Врубелевским эскизом соавторы «Хождения по водам» воспользовались лишь отчасти, в основном обошлись все же собственными силами, через полгода покончили с костромской «картинищей». Остались громадный холст, наказ маститого Серова его биографу «в Кострому не ездить и не смотреть» и запись в рабочем альбомчике Коровина: «Кострома. Писал картину с В. Серовым и ныл от скуки, целые дни глупыми воображениями… терзал себя. Никакого света в жизни, никакой силы, только тяжкое уныние остается, бремя дел, на которые я не призван».
Готовивший в 1900-х годах монографию о Валентине Серове Игорь Грабарь много беседовал с героем своего исследования. Обсуждался, в частности, подготовительный период «Хождения по водам». Из книги Грабаря: «Врубель сделал эскиз с такой волшебной маэстрией и так быстро, что оба приятеля были совершенно подавлены. По словам Серова, Врубель ясно видел их беспомощность в сравнении с ним и довольно язвительно говорил на тему о том, что настоящему человеку, созданному для монументальной живописи, ее не заказывают, а „черт знает кому — дают“. И Серов признался, что, как ни горько было слушать эти слова, он не мог не сознавать, что Врубель прав, и ему было больно и стыдно. Он слишком явно чувствовал все превосходство этого человека в мастерстве и уменье…»

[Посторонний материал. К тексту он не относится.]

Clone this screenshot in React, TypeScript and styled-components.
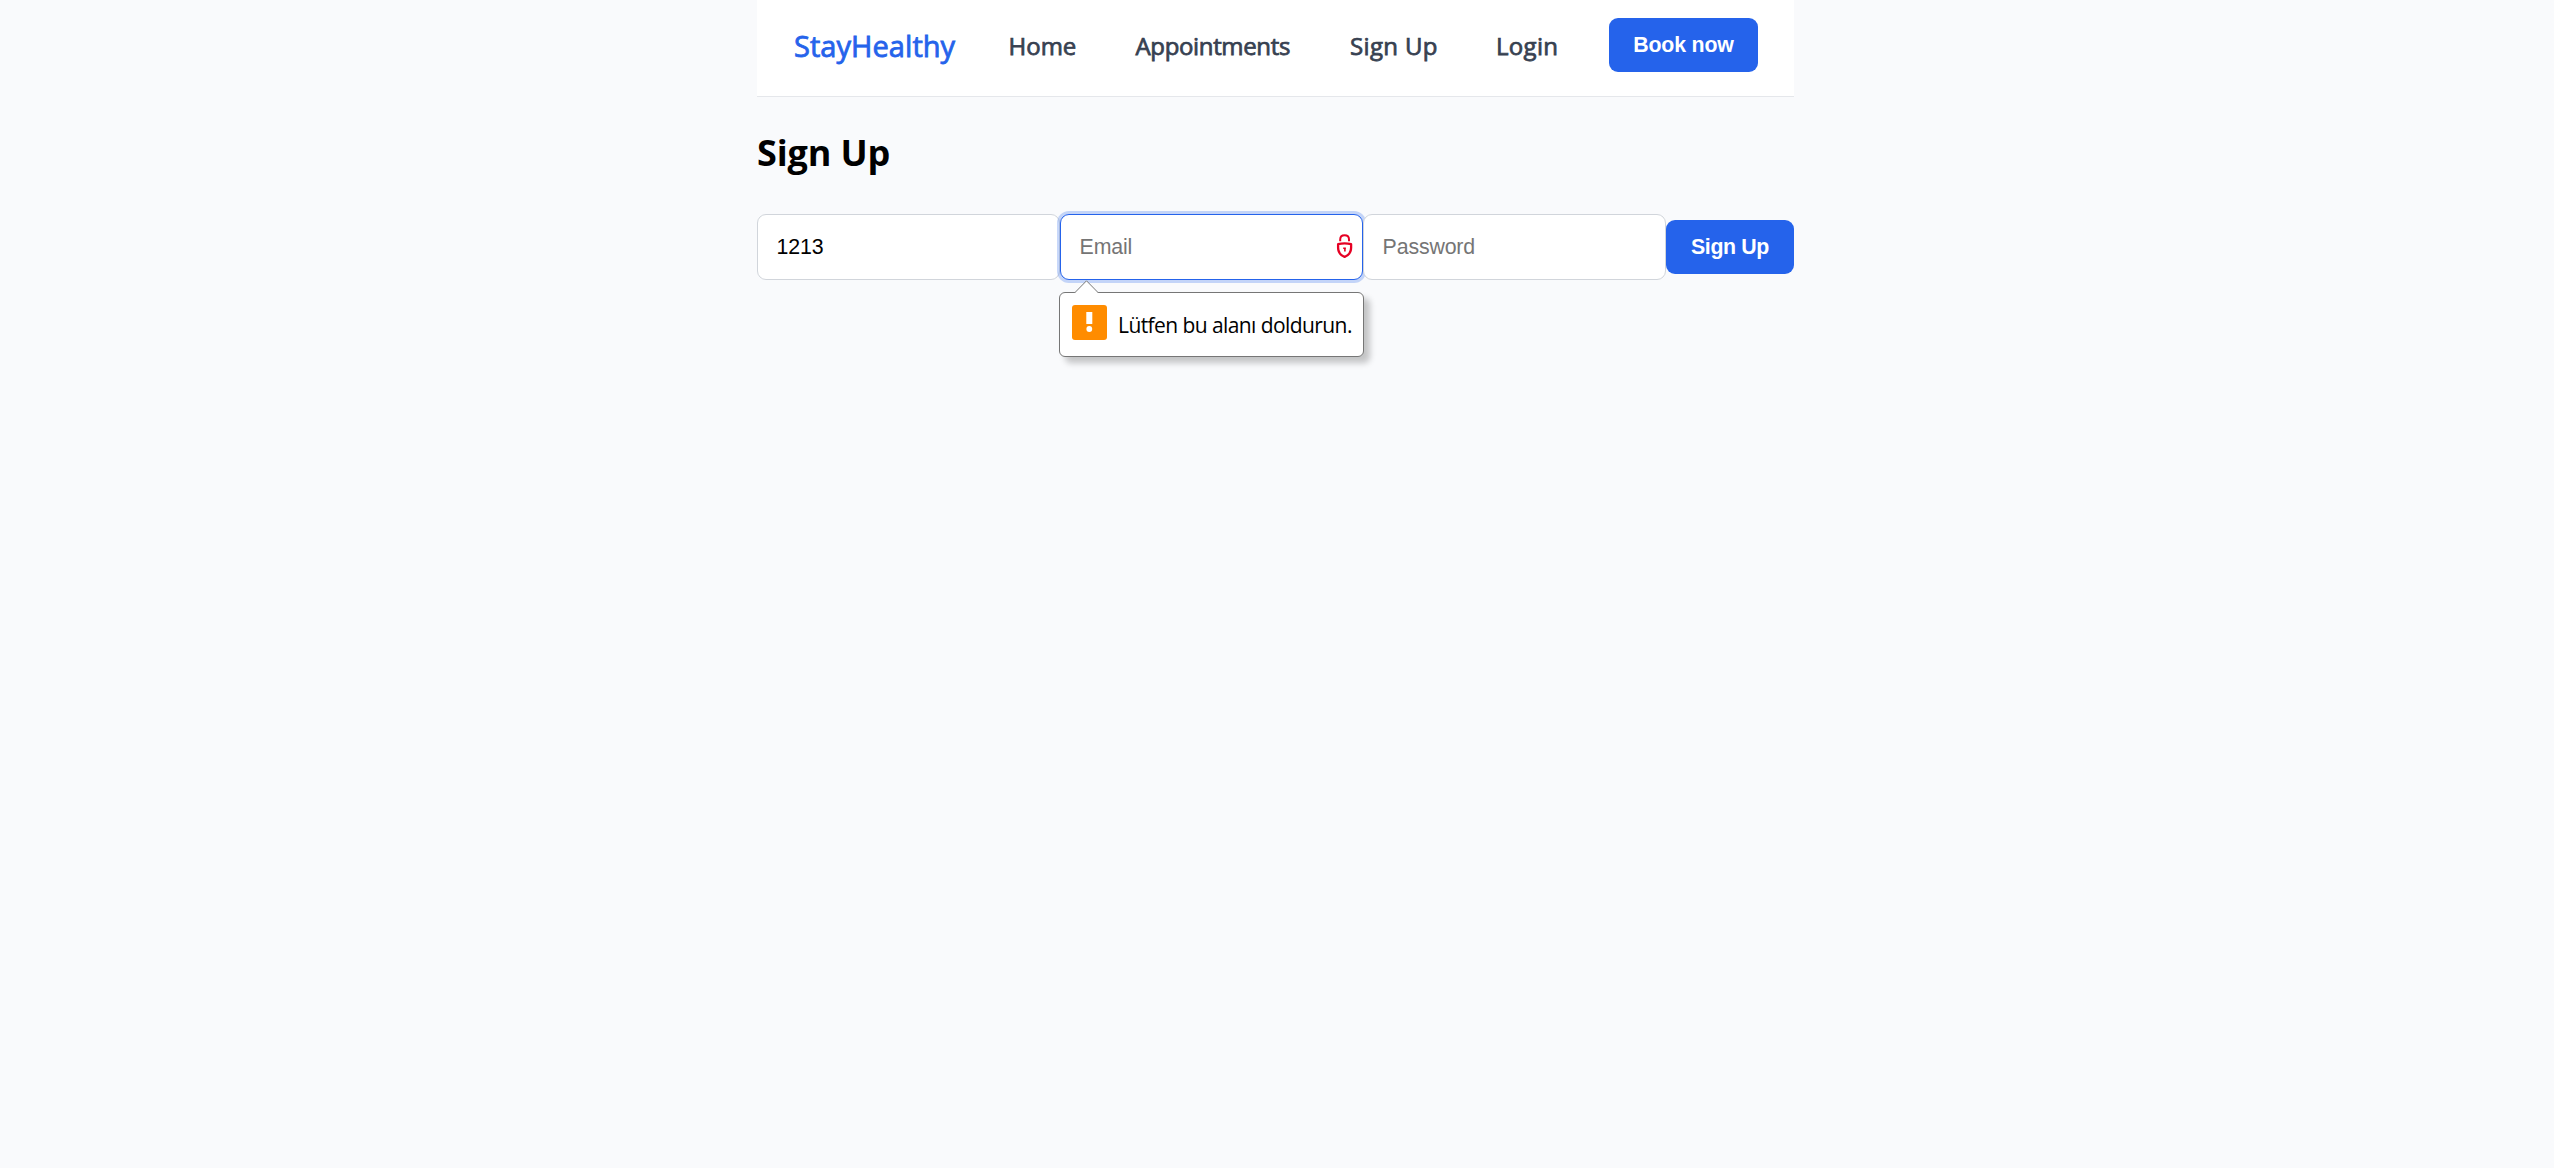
import React from "react";
import styled, { createGlobalStyle } from "styled-components";

const GlobalStyle = createGlobalStyle`
  * { box-sizing: border-box; }
  body {
    margin: 0;
    min-height: 100vh;
    background: #f9fafc;
    color: #000;
    font-family: "Open Sans", "Noto Sans", sans-serif;
  }
`;

const Page = styled.main`
  width: 1037px;
  margin-left: 757px;
`;

const Header = styled.header`
  display: grid;
  grid-template-columns: 214.5px 127px 214.5px 146px 113px auto;
  align-items: center;
  justify-content: start;
  height: 97px;
  padding: 0 0 5px 37px;
  background: #fff;
  border-bottom: 1px solid #e5e7eb;
`;

const Brand = styled.a`
  color: #2563eb;
  font-size: 29px;
  font-weight: 500;
  line-height: 40px;
  letter-spacing: 0.05px;
  -webkit-text-stroke: 0.8px currentColor;
`;

const NavLink = styled.a<{ $tracking?: number }>`
  color: #374151;
  font-size: 24px;
  font-weight: 500;
  line-height: 32px;
  white-space: nowrap;
  letter-spacing: ${(p) => p.$tracking ?? 0}px;
  -webkit-text-stroke: 0.75px currentColor;
`;

const Button = styled.button<{ $width: number; $tracking: number }>`
  width: ${(p) => p.$width}px;
  height: 54px;
  padding: 0;
  border: 0;
  border-radius: 9px;
  background: #2563eb;
  color: #fff;
  font: 700 21.33px "Liberation Sans", Arial, sans-serif;
  letter-spacing: ${(p) => p.$tracking}px;
  white-space: nowrap;
`;

const BookButton = styled(Button)`
  align-self: start;
  margin-top: 18px;
`;

const Title = styled.h1`
  margin: 29px 0 34px;
  font-size: 36px;
  font-weight: 700;
  line-height: 54px;
  letter-spacing: -0.15px;
`;

const Form = styled.form`
  display: flex;
  align-items: center;
`;

const Field = styled.div`
  position: relative;
  width: 303px;
`;

const Input = styled.input<{ $active?: boolean }>`
  display: block;
  width: 100%;
  height: 66px;
  padding: 0 18.6px;
  border: 1px solid ${(p) => (p.$active ? "#2563eb" : "#d1d5db")};
  border-radius: 9px;
  outline: none;
  background: #fff;
  box-shadow: ${(p) => (p.$active ? "0 0 0 3px rgba(37, 99, 235, 0.25)" : "none")};
  color: #000;
  font: 400 21.33px "Liberation Sans", Arial, sans-serif;
  letter-spacing: -0.15px;
  &::placeholder { color: #757575; opacity: 1; }
`;

const LockIcon = styled.svg`
  position: absolute;
  top: 19px;
  right: 9.5px;
  width: 18px;
  height: 26px;
`;

const Bubble = styled.div`
  position: absolute;
  z-index: 2;
  top: 78px;
  left: -1px;
  display: flex;
  align-items: flex-start;
  gap: 11px;
  width: 305px;
  height: 65px;
  padding: 12px;
  border: 1px solid #767676;
  border-radius: 6px;
  background: #fff;
  box-shadow: 6px 6px 6px rgba(0, 0, 0, 0.22);
`;

const BubbleArrow = styled.svg`
  position: absolute;
  top: -13px;
  left: 14px;
  width: 25px;
  height: 14px;
`;

const WarningIcon = styled.svg`
  flex: none;
  width: 35px;
  height: 35px;
`;

const BubbleText = styled.span`
  padding-top: 4px;
  font-size: 21px;
  line-height: 32px;
  letter-spacing: -0.58px;
  white-space: nowrap;
`;

export default function App() {
  return (
    <>
      <GlobalStyle />
      <Page>
        <Header>
          <Brand>StayHealthy</Brand>
          <NavLink>Home</NavLink>
          <NavLink $tracking={-0.35}>Appointments</NavLink>
          <NavLink $tracking={0.35}>Sign Up</NavLink>
          <NavLink $tracking={0.3}>Login</NavLink>
          <BookButton type="button" $width={149} $tracking={-0.2}>Book now</BookButton>
        </Header>
        <Title>Sign Up</Title>
        <Form noValidate>
          <Field>
            <Input type="text" defaultValue="1213" />
          </Field>
          <Field>
            <Input type="email" placeholder="Email" $active />
            <LockIcon viewBox="0 0 18 26" fill="none" stroke="#e60023" strokeWidth="2">
              <path d="M4.2 8.2V6.6C4.2 3.8 6 2.3 8.6 2.3s4.4 1.5 4.4 4.3v1.6" />
              <path d="M2.1 11.2Q8.6 9.4 15.1 11.2V14.8C15.1 19.6 12.2 22.5 8.6 23.9C5 22.5 2.1 19.6 2.1 14.8Z" strokeWidth="2.3" strokeLinejoin="round" />
              <path d="M7.2 15.2h2.7M8.9 14.4v4" strokeWidth="1.6" />
            </LockIcon>
            <Bubble role="alert">
              <BubbleArrow viewBox="0 0 25 14">
                <path d="M0.5 14L1 12.6L12.5 0.8L24 12.6L24.5 14Z" fill="#fff" />
                <path d="M0.5 13L12.5 0.8L24.5 13" fill="none" stroke="#767676" />
              </BubbleArrow>
              <WarningIcon viewBox="0 0 35 35">
                <rect width="35" height="35" rx="3" fill="#ff8c00" />
                <rect x="14.3" y="7" width="6" height="12" fill="#fff" />
                <circle cx="17.3" cy="24" r="2.9" fill="#fff" />
              </WarningIcon>
              <BubbleText>Lütfen bu alanı doldurun.</BubbleText>
            </Bubble>
          </Field>
          <Field>
            <Input type="password" placeholder="Password" />
          </Field>
          <Button type="button" $width={128} $tracking={-0.35}>Sign Up</Button>
        </Form>
      </Page>
    </>
  );
}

Между тем Михаил Врубель в поиске заработка брался за популярные ввиду дешевизны для заказчиков монохромные (итальянским карандашом и соусом) портреты с фотокарточек, сказочным узором заиндевевших ветвей разрисовывал холст — рекламу мороженого для знакомого кондитера, в ожидании неких неведомых ценителей ювелирно вытачивал «маленькие эскизики из жизни Маргариты Готье». Кроме того, продолжалась пластическая разработка чуда «Вознесения». Плоть Христа преображалась сиянием множества прозрачных, многоцветно горящих алмазных граней.
— Я хочу, — пояснял Врубель, — чтобы все тело лучилось, чтобы все оно сверкало, как один огромный бриллиант жизни.
Сам-то он, Миша Врубель, чудо из чудес. Пообедал самолично запеченным в золе яйцом, запив его ликером пополам с водой, и сидит — как ни в чем не бывало рисует своей тонкой акварельной кисточкой материю иного бытия, нетварный вечный свет.